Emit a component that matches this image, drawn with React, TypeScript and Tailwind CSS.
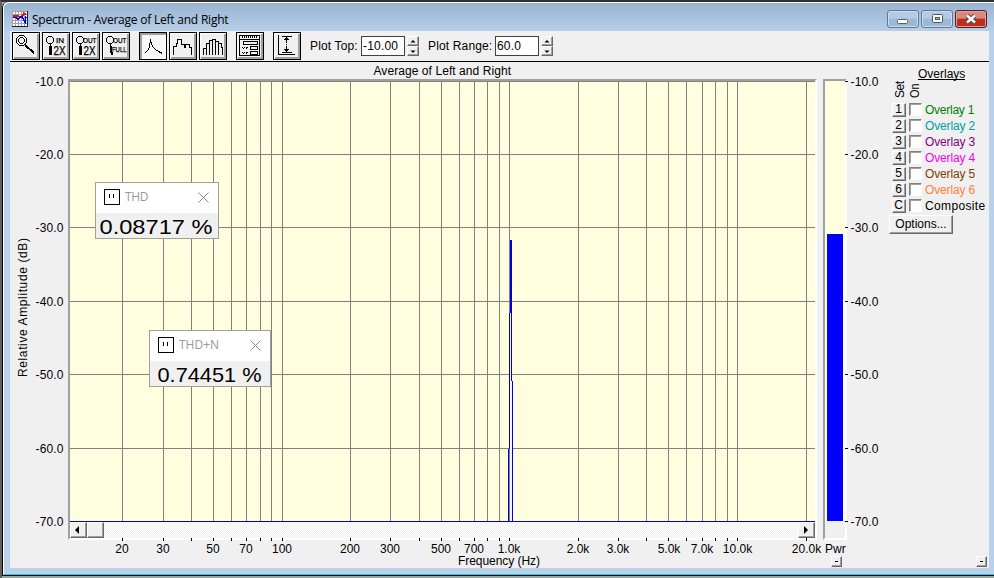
import type { ReactNode } from "react";

const PLOT_LEFT = 70;
const PLOT_TOP = 81;

const levels = [-10, -20, -30, -40, -50, -60, -70];
const levelRows = [81, 154, 227, 301, 374, 448, 521];

const frequencies = [1, 10, 100, 1000]
  .flatMap((decade) => [1, 2, 3, 4, 5, 6, 7, 8, 9].map((n) => n * decade * 10))
  .filter((f) => f >= 20 && f <= 20000);

const frequencyLabels = [
  { x: 122, text: "20" },
  { x: 163, text: "30" },
  { x: 213, text: "50" },
  { x: 246, text: "70" },
  { x: 282, text: "100" },
  { x: 350, text: "200" },
  { x: 390, text: "300" },
  { x: 441, text: "500" },
  { x: 474, text: "700" },
  { x: 509, text: "1.0k" },
  { x: 578, text: "2.0k" },
  { x: 618, text: "3.0k" },
  { x: 669, text: "5.0k" },
  { x: 702, text: "7.0k" },
  { x: 737.5, text: "10.0k" },
  { x: 806.5, text: "20.0k" },
];

const overlays = [
  { key: "1", label: "Overlay 1", color: "text-[#008000] tracking-[-0.25px]" },
  { key: "2", label: "Overlay 2", color: "text-[#00a0a0] tracking-[-0.15px]" },
  { key: "3", label: "Overlay 3", color: "text-[#800080] tracking-[-0.15px]" },
  { key: "4", label: "Overlay 4", color: "text-[#f000f0] tracking-[-0.15px]" },
  { key: "5", label: "Overlay 5", color: "text-[#804000] tracking-[-0.15px]" },
  { key: "6", label: "Overlay 6", color: "text-[#ff8040] tracking-[-0.15px]" },
  { key: "C", label: "Composite", color: "text-black tracking-[0.35px]" },
];

function frequencyX(f: number) {
  return Math.round(122.45 + 227.7 * Math.log10(f / 20));
}

const raised =
  "bg-[#f0f0f0] border border-t-white border-l-white border-r-[#696969] border-b-[#696969] shadow-[inset_-1px_-1px_0_#a0a0a0]";

function ToolButton({ active, children }: { active?: boolean; children: ReactNode }) {
  return (
    <button
      className={
        "size-7 shrink-0 border border-black " +
        (active
          ? "bg-[#f8f8f8] shadow-[inset_2px_2px_0_#a0a0a0,inset_-1px_-1px_0_#fff]"
          : "bg-[#f0f0f0] shadow-[inset_1px_1px_0_#fff,inset_-2px_-2px_0_#a0a0a0]")
      }
    >
      <svg width="26" height="26" viewBox="1 1 26 26" fill="none" stroke="#000" shapeRendering="crispEdges">
        {children}
      </svg>
    </button>
  );
}

function ZoomGlyph({ top, bottom }: { top: string; bottom: string }) {
  const full = bottom === "FULL";
  return (
    <>
      <path d="M6.500 4.500h3l2 2v3l-2 2h-3l-2-2v-3z" />
      <path d="M8.500 12v3" />
      <path d={full ? "M8.500 14v4l2 5" : "M8.500 14v9"} strokeWidth={full ? 2 : 3} />
      <g fill="#000" stroke="#000" strokeWidth="0.25" fontFamily="Liberation Sans, sans-serif">
        <text
          x={top === "IN" ? 14 : 11}
          y="11"
          fontSize="7.500"
          textLength={top === "IN" ? 8 : 13.5}
          lengthAdjust="spacingAndGlyphs"
        >
          {top}
        </text>
        <text
          x={full ? 10 : 11.5}
          y={full ? 20 : 22.5}
          fontSize={full ? 7.5 : 12}
          textLength={full ? 14.5 : 12}
          lengthAdjust="spacingAndGlyphs"
        >
          {bottom}
        </text>
      </g>
    </>
  );
}

function Toolbar() {
  return (
    <div className="h-[31px] flex items-start pt-px pl-0.5 border-b border-black shrink-0">
      <div className="flex gap-0.5">
        <ToolButton>
          <path d="M7.500 3.500h4l3 3v4l-3 3h-4l-3-3v-4z" />
          <path d="M8.500 5.500h2l2 2v2l-2 2h-2l-2-2v-2z" />
          <path d="M13 13l9 8" strokeWidth="2" />
        </ToolButton>
        <ToolButton>
          <ZoomGlyph top="IN" bottom="2X" />
        </ToolButton>
        <ToolButton>
          <ZoomGlyph top="OUT" bottom="2X" />
        </ToolButton>
        <ToolButton>
          <ZoomGlyph top="OUT" bottom="FULL" />
        </ToolButton>
      </div>
      <div className="flex gap-0.5 ml-[9px]">
        <ToolButton active>
          <path d="M5.500 21.500l3-3 1.500-2 1.500-8 2 6 3 3 3 2 4 2" />
        </ToolButton>
        <ToolButton>
          <path d="M4.500 23v-8.500h3v-3h1v-4h4v5h3v3h1v-3h4v3h2V23" />
        </ToolButton>
        <ToolButton>
          <path d="M4.500 23v-7h3v-5h3v-3h3v-1h3v2h3v2h3v4h1v8M7.500 23v-8M10.500 23V10M13.500 23V8M16.500 23V9M19.500 23V11" />
        </ToolButton>
      </div>
      <div className="flex gap-[9px] ml-[9px]">
        <ToolButton>
          <path d="M3.500 3.500h20v20h-20zM3.500 7.500h20" />
          <path d="M6 5h15" strokeWidth="2" strokeDasharray="1 1" />
          <path d="M7.500 9.500h14v3h-14zM14.500 14.500h7v3h-7zM14.500 19.500h7v3h-7z" />
          <path d="M6 15.500h1m1 0h1m1 0h2M7 16.500h1m2 0h1M6 20.500h1m1 0h1m1 0h2M7 21.500h1m2 0h1" />
        </ToolButton>
        <ToolButton>
          <path d="M5.500 3v19.500H22M9 4.500h10M9 20.500h10M13.500 5v6m0 1v1m0 1v6" />
          <path d="M11 7.500h5M12 6.500h3M11 17.500h5M12 18.500h3" />
        </ToolButton>
      </div>
      <NumberField label="Plot Top:" value="-10.00" className="ml-[9px]" width="w-[51px]" />
      <NumberField label="Plot Range:" value="60.0" className="ml-[9px]" width="w-[67px]" />
    </div>
  );
}

function NumberField({
  label,
  value,
  className,
  width,
}: {
  label: string;
  value: string;
  className: string;
  width: string;
}) {
  return (
    <div className={"flex items-start pt-1 " + className}>
      <span className={"leading-[21px] tracking-[0.15px] whitespace-nowrap " + width}>{label}</span>
      <div className="w-11 h-5 bg-white border border-[#404040] pl-px leading-[18px] tracking-[0.2px]">
        {value}
      </div>
      <div className="ml-0.5 flex flex-col">
        {["M2.500 5.500h5l-2.500-2.500z", "M2.500 3.500h5l-2.500 2.500z"].map((d) => (
          <button key={d} className={"w-3 h-2.5 flex items-center justify-center " + raised}>
            <svg className="shrink-0" width="10" height="8">
              <path d={d} />
            </svg>
          </button>
        ))}
      </div>
    </div>
  );
}

function TitleBar() {
  const control =
    "w-8 h-[18px] rounded-[3px] border border-[#5f7896] shadow-[inset_0_0_0_1px_#c8dbef] flex items-center justify-center bg-linear-to-b from-[#b5cbe3] from-45% to-[#9cb8d5] to-50%";
  return (
    <div className="h-[28px] flex shrink-0 justify-between">
      <div className="flex pt-2 pl-2">
        <svg className="shrink-0" width="16" height="16" shapeRendering="crispEdges">
          <rect width="16" height="16" fill="#fff" />
          <path
            d="M0 .5h15M0 3.500h15M0 6.500h15M0 9.500h15M0 12.500h15M.5 0v15M3.500 0v15M6.500 0v15M9.500 0v15M12.500 0v15"
            stroke="#a0a0a8"
          />
          <path d="M0 15.500h16M15.500 0v16" stroke="#202020" />
          <path d="M1 4.500h4l2 1h3l2-3 2 1" stroke="#e01020" strokeWidth="2" fill="none" />
          <path d="M1 6.500h3l2 2 2-2 2-1 1 2 2 4 1-6" stroke="#0000e0" strokeWidth="1.500" fill="none" />
        </svg>
        <span className="ml-1 leading-[18px] text-[12px] tracking-[-0.22px] whitespace-nowrap font-['Open_Sans','Noto_Sans',sans-serif]">
          Spectrum - Average of Left and Right
        </span>
      </div>
      <div className="flex gap-0.5 pt-[7px] pr-[7px]">
        <button className={control}>
          <svg width="12" height="10">
            <rect x=".5" y="5.500" width="10" height="4" rx="1" fill="#fff" stroke="#56606c" />
          </svg>
        </button>
        <button className={control}>
          <svg width="12" height="10">
            <rect x="1.500" y=".5" width="10" height="8" rx="1" fill="#fff" stroke="#4a5664" />
            <rect x="4.500" y="3.500" width="4" height="2" fill="#9cb8d5" stroke="#4a5664" />
          </svg>
        </button>
        <button className="w-8 h-[18px] rounded-[3px] border border-[#5a1a20] shadow-[inset_0_0_0_1px_#e0a396] flex items-center justify-center bg-linear-to-b from-[#d98a7c] from-45% to-[#b8301c] to-50%">
          <svg width="12" height="10">
            <path d="M2 1.500l8 7M10 1.500l-8 7" stroke="#53424c" strokeWidth="4.500" />
            <path d="M2 1.500l8 7M10 1.500l-8 7" stroke="#fff" strokeWidth="2.500" />
          </svg>
        </button>
      </div>
    </div>
  );
}

function Readout({
  title,
  value,
  className,
  tracking,
  width,
}: {
  title: string;
  value: string;
  className: string;
  tracking: string;
  width: number;
}) {
  return (
    <div className={"absolute h-[57px] border border-[#a0a098] bg-[#f0f0f0] " + className}>
      <div className="h-[30px] bg-white flex items-center pb-0.5 pl-2 pr-[9px]">
        <svg width="16" height="16" fill="none" stroke="#000" shapeRendering="crispEdges">
          <rect x=".5" y=".5" width="15" height="15" />
          <path d="M5.500 5v4M9.500 5v4" />
        </svg>
        <span className={"ml-[5px] text-[12px] text-[#999] font-['Open_Sans','Noto_Sans',sans-serif] " + tracking}>
          {title}
        </span>
        <svg className="ml-auto" width="11" height="11" stroke="#888">
          <path d="M.5.5l10 10M10.500.5l-10 10" />
        </svg>
      </div>
      <svg className="mx-auto block" width={width} height="25">
        <text x="-0.500" y="21" fontSize="21" textLength={width - 1} lengthAdjust="spacingAndGlyphs">
          {value}
        </text>
      </svg>
    </div>
  );
}

function SpectrumPlot() {
  return (
    <div className="relative w-[745px] h-[441px]">
      <svg className="block" width="745" height="441" viewBox={`${PLOT_LEFT} ${PLOT_TOP} 745 441`} shapeRendering="crispEdges">
        <rect x="70" y="81" width="745" height="441" fill="#ffffe0" />
        {levelRows.map((y) => (
          <rect key={y} x="70" y={y} width="745" height="1" fill="#808080" />
        ))}
        {frequencies.map((f) => (
          <rect key={f} x={frequencyX(f)} y="81" width="1" height="441" fill="#808080" />
        ))}
        <rect x="510" y="313" width="1" height="208" fill="#f4f4ff" />
        <rect x="511" y="381" width="1" height="140" fill="#f4f4ff" />
        <g fill="#0000d8">
          <rect x="510" y="240" width="2" height="73" />
          <rect x="509" y="313" width="1" height="136" />
          <rect x="511" y="313" width="1" height="68" />
          <rect x="508" y="449" width="1" height="72" />
          <rect x="512" y="381" width="1" height="140" />
          <rect x="70" y="521" width="745" height="1" />
        </g>
      </svg>
      <Readout
        title="THD"
        value="0.08717 %"
        width={114}
        tracking="tracking-[-0.3px]"
        className="left-[25px] top-[101px] w-[124px]"
      />
      <Readout
        title="THD+N"
        value="0.74451 %"
        width={105}
        tracking="tracking-normal"
        className="left-[79px] top-[249px] w-[122px]"
      />
    </div>
  );
}

function ScrollBar() {
  return (
    <div className="h-4 w-[745px] flex bg-[repeating-conic-gradient(#f0f0f0_0_25%,#fff_0_50%)] bg-[length:2px_2px]">
      <button className={"w-[17px] h-4 flex items-center justify-center pr-1 " + raised}>
        <svg width="6" height="8">
          <path d="M5 0v8L1 4z" />
        </svg>
      </button>
      <div className={"w-[17px] h-4 " + raised} />
      <button className={"w-[17px] h-4 ml-auto flex items-center justify-center pr-0.5 " + raised}>
        <svg width="6" height="8">
          <path d="M1 0v8l4-4z" />
        </svg>
      </button>
    </div>
  );
}

function LevelAxis() {
  return (
    <svg className="block overflow-visible shrink-0" width="58" height="461" viewBox="10 79 58 461">
      {levels.map((level, i) => (
        <g key={level}>
          <text x="35.500" y={levelRows[i] + 5} textLength="28">
            {level.toFixed(1)}
          </text>
          <rect x="68" y={levelRows[i]} width="2" height="1" />
        </g>
      ))}
      <text transform="translate(27 377) rotate(-90)" textLength="139">
        Relative Amplitude (dB)
      </text>
    </svg>
  );
}

function FrequencyAxis() {
  return (
    <svg className="block overflow-visible" width="813" height="27" viewBox="10 540 813 27">
      {frequencies.map((f) => (
        <rect key={f} x={frequencyX(f)} y="538" width="1" height="3" />
      ))}
      {frequencyLabels.map(({ x, text }) => (
        <text key={text} x={x} y="553" textAnchor="middle">
          {text}
        </text>
      ))}
      <text x="458" y="565" textLength="82">
        Frequency (Hz)
      </text>
    </svg>
  );
}

function PowerMeter() {
  return (
    <div className="w-[65px] flex flex-col shrink-0">
      <div className="h-[17px]" />
      <div className="flex">
        <div className="w-6 h-[461px] border-2 border-[#a0a0a0] border-r-white border-b-white bg-[#f0f0f0]">
          <div className="h-[153px] bg-[#ffffe0]" />
          <div className="h-[287px] bg-[#ffffe0] flex pl-0.5">
            <div className="w-4 bg-[#0000ff]" />
          </div>
        </div>
        <svg className="block overflow-visible" width="36" height="461" viewBox="847 79 36 461">
          {levels.map((level, i) => (
            <g key={level}>
              <text x="850.500" y={levelRows[i] + 5} textLength="28">
                {level.toFixed(1)}
              </text>
              <rect x="845" y={levelRows[i]} width="3" height="1" />
            </g>
          ))}
        </svg>
      </div>
      <div className="leading-4 pl-0.5 h-4 pt-px">Pwr</div>
      <button className={"size-[11px] ml-2 flex items-center justify-center " + raised}>
        <span className="w-[3px] h-px bg-black" />
      </button>
    </div>
  );
}

function OverlayPanel() {
  return (
    <div className="flex-1 flex flex-col pl-px pt-[5px]">
      <div className="ml-[29px] leading-[15px] h-[15px]">
        <span className="border-b border-black block w-[47px] h-[13px] leading-[15px]">Overlays</span>
      </div>
      <svg className="block overflow-visible" width="40" height="20" viewBox="889 82 40 20">
        <text transform="translate(903.500 98) rotate(-90)" textLength="17">Set</text>
        <text transform="translate(918.500 98) rotate(-90)" textLength="14.500" lengthAdjust="spacingAndGlyphs">On</text>
      </svg>
      <div className="flex flex-col pl-[3px]">
        {overlays.map(({ key, label, color }) => (
          <div key={key} className="h-4 flex items-start whitespace-nowrap">
            <button className={"w-3.5 h-[14px] mt-px pb-0.5 text-[12px] leading-[10px] text-center " + raised}>
              <span className="block -ml-px">{key}</span>
            </button>
            <span className="ml-[3px] mt-px size-[13px] bg-white border border-r-white border-b-white border-[#808080] shadow-[inset_1px_1px_0_#a0a0a0]" />
            <span className={"ml-[3px] h-4 leading-4 " + color}>{label}</span>
          </div>
        ))}
      </div>
      <button className={"w-16 h-[19px] mt-px text-[12px] leading-[15px] " + raised}>Options...</button>
      <button className={"size-[11px] mt-auto ml-auto mr-0.5 mb-px flex items-center justify-center " + raised}>
        <span className="w-[3px] h-px bg-black" />
      </button>
    </div>
  );
}

export default function App() {
  return (
    <div className="w-[994px] h-[578px] overflow-hidden bg-[#a0a0a0] border-t-2 border-l-2 border-t-[#302e36] border-l-[#606060] text-[12px] text-black font-['Liberation_Sans',Arial,sans-serif]">
      <div className="h-[574px] flex flex-col rounded-tl-md border-l border-b border-black bg-[#b9d1ea]">
        <div className="h-[573px] flex flex-col rounded-tl-md border-t border-l border-b border-t-white border-l-white border-b-[#20d0e8] bg-linear-to-b from-[#99b4d1] to-[#b9d1ea] to-[30px]">
          <TitleBar />
          <div className="ml-1.5 w-[979px] h-[537px] bg-[#f0f0f0] flex flex-col">
            <Toolbar />
            <div className="flex flex-1">
              <div className="w-[813px] shrink-0">
                <div className="h-[17px] pl-[363.5px] leading-[18px] tracking-[0.07px]">Average of Left and Right</div>
                <div className="flex">
                  <LevelAxis />
                  <div className="w-[749px] h-[461px] border-2 border-[#a0a0a0] border-r-white border-b-white">
                    <SpectrumPlot />
                    <ScrollBar />
                  </div>
                </div>
                <FrequencyAxis />
              </div>
              <PowerMeter />
              <OverlayPanel />
            </div>
          </div>
        </div>
      </div>
    </div>
  );
}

━━━

Extract the lines exactly, please: the first line of the listing, the line with "border border-t-white border-l-white", and every line between them, but no pictures.

Emit a component that matches this image, drawn with React, TypeScript and Tailwind CSS.
import type { ReactNode } from "react";

const PLOT_LEFT = 70;
const PLOT_TOP = 81;

const levels = [-10, -20, -30, -40, -50, -60, -70];
const levelRows = [81, 154, 227, 301, 374, 448, 521];

const frequencies = [1, 10, 100, 1000]
  .flatMap((decade) => [1, 2, 3, 4, 5, 6, 7, 8, 9].map((n) => n * decade * 10))
  .filter((f) => f >= 20 && f <= 20000);

const frequencyLabels = [
  { x: 122, text: "20" },
  { x: 163, text: "30" },
  { x: 213, text: "50" },
  { x: 246, text: "70" },
  { x: 282, text: "100" },
  { x: 350, text: "200" },
  { x: 390, text: "300" },
  { x: 441, text: "500" },
  { x: 474, text: "700" },
  { x: 509, text: "1.0k" },
  { x: 578, text: "2.0k" },
  { x: 618, text: "3.0k" },
  { x: 669, text: "5.0k" },
  { x: 702, text: "7.0k" },
  { x: 737.5, text: "10.0k" },
  { x: 806.5, text: "20.0k" },
];

const overlays = [
  { key: "1", label: "Overlay 1", color: "text-[#008000] tracking-[-0.25px]" },
  { key: "2", label: "Overlay 2", color: "text-[#00a0a0] tracking-[-0.15px]" },
  { key: "3", label: "Overlay 3", color: "text-[#800080] tracking-[-0.15px]" },
  { key: "4", label: "Overlay 4", color: "text-[#f000f0] tracking-[-0.15px]" },
  { key: "5", label: "Overlay 5", color: "text-[#804000] tracking-[-0.15px]" },
  { key: "6", label: "Overlay 6", color: "text-[#ff8040] tracking-[-0.15px]" },
  { key: "C", label: "Composite", color: "text-black tracking-[0.35px]" },
];

function frequencyX(f: number) {
  return Math.round(122.45 + 227.7 * Math.log10(f / 20));
}

const raised =
  "bg-[#f0f0f0] border border-t-white border-l-white border-r-[#696969] border-b-[#696969] shadow-[inset_-1px_-1px_0_#a0a0a0]";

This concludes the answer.